Various beans varieties have recorded an increase ranging between Rwf50 and Rwf200. For instance, the prices on Rwandan beans varieties increased from Rwf633 per kilo to Rwf700, while the Christianised colta beans variety is costing Rwf1, 200 from Rwf1,000 in June.
While a kilo of Rwandan rice variety cost averagely Rwf800 on July 1, it has now increased to nearly Rwf900, while the 50 kilogramme bag of cement is costing around Rwf15,000.
Ministry’s regulations indicate that a kilo of irish potatoes should not exceed Rwf400 on Kinigi variety and Rwf325 per kilo on white variety, Rwf850 per Kilo of Rwandan variety rice and Rwf1,000 on colta and Rwf12, 500 for 50kg of cement among other regulated commodities.
However, some of the commodities cultivated in the wetland in season C is easing the prices.
Compare with the current market prices’ on green beans with that of the last two months, a kilo has eased from Rwf800 recorded as the highest price in June and reached to Rwf500 in August.

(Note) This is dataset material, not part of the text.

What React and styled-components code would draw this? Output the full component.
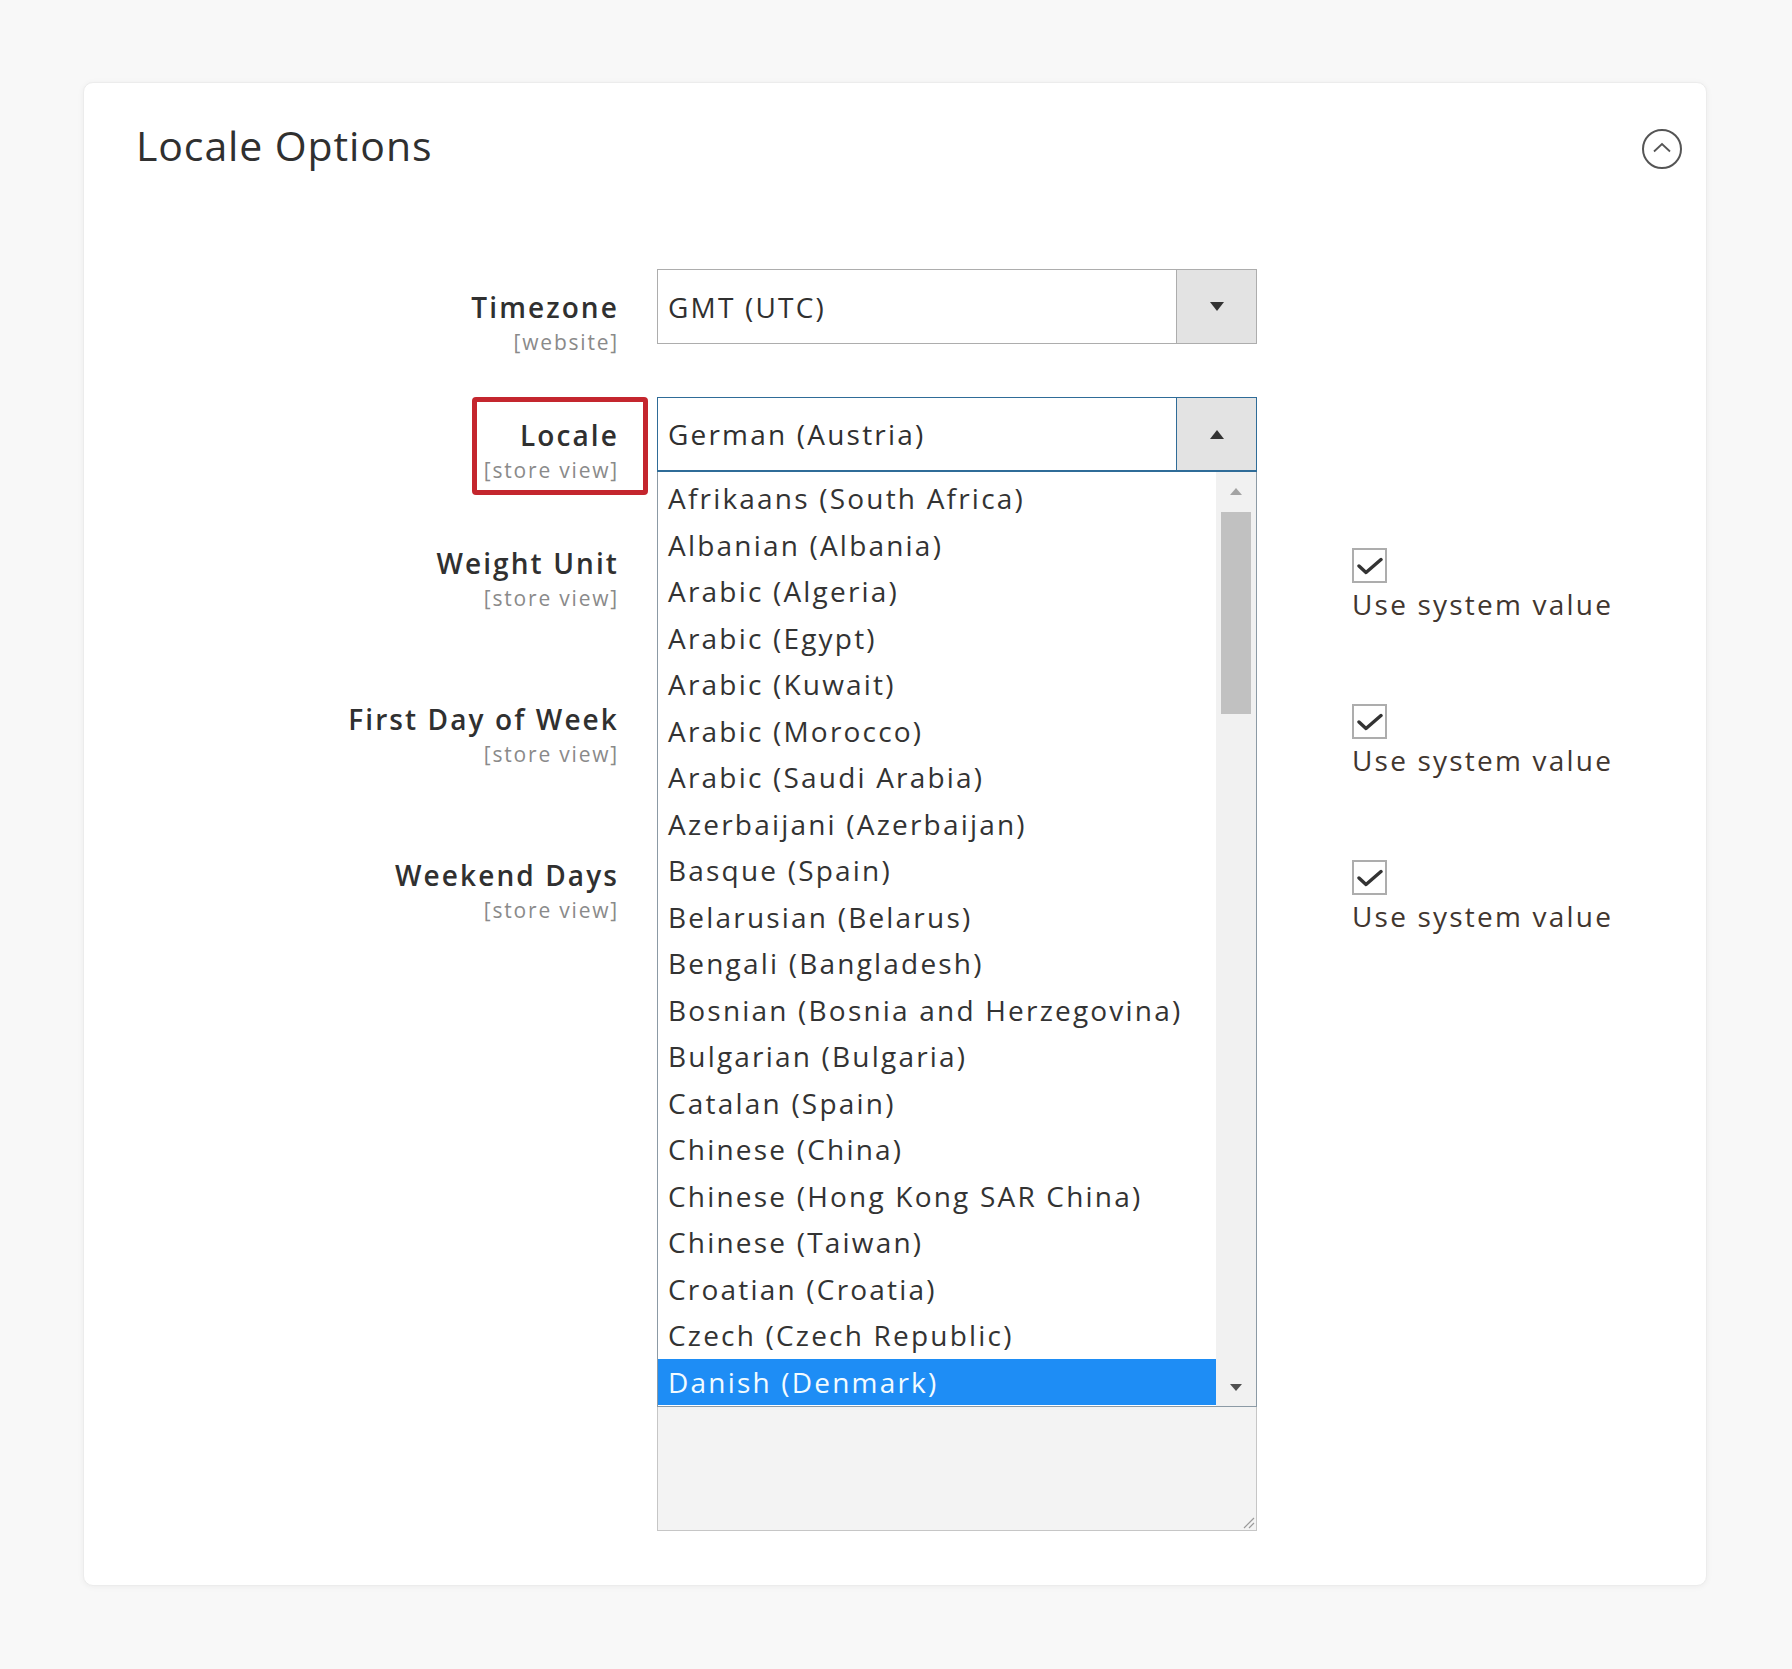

Traders said production of items like green beans, carrots, onions, tomatoes, spices and vegetables from swamps, whose production is flooding the markets are easing the prices.
Domithile Gashagaza, a vegetable dealer in the Kigali city, told Rwanda Today in addition to coronavirus effects that could be partly blamed for the situation.
During this time of the dry season, the prices on various commodities normally fall because plenty of supplies coming upcountry.,” she said.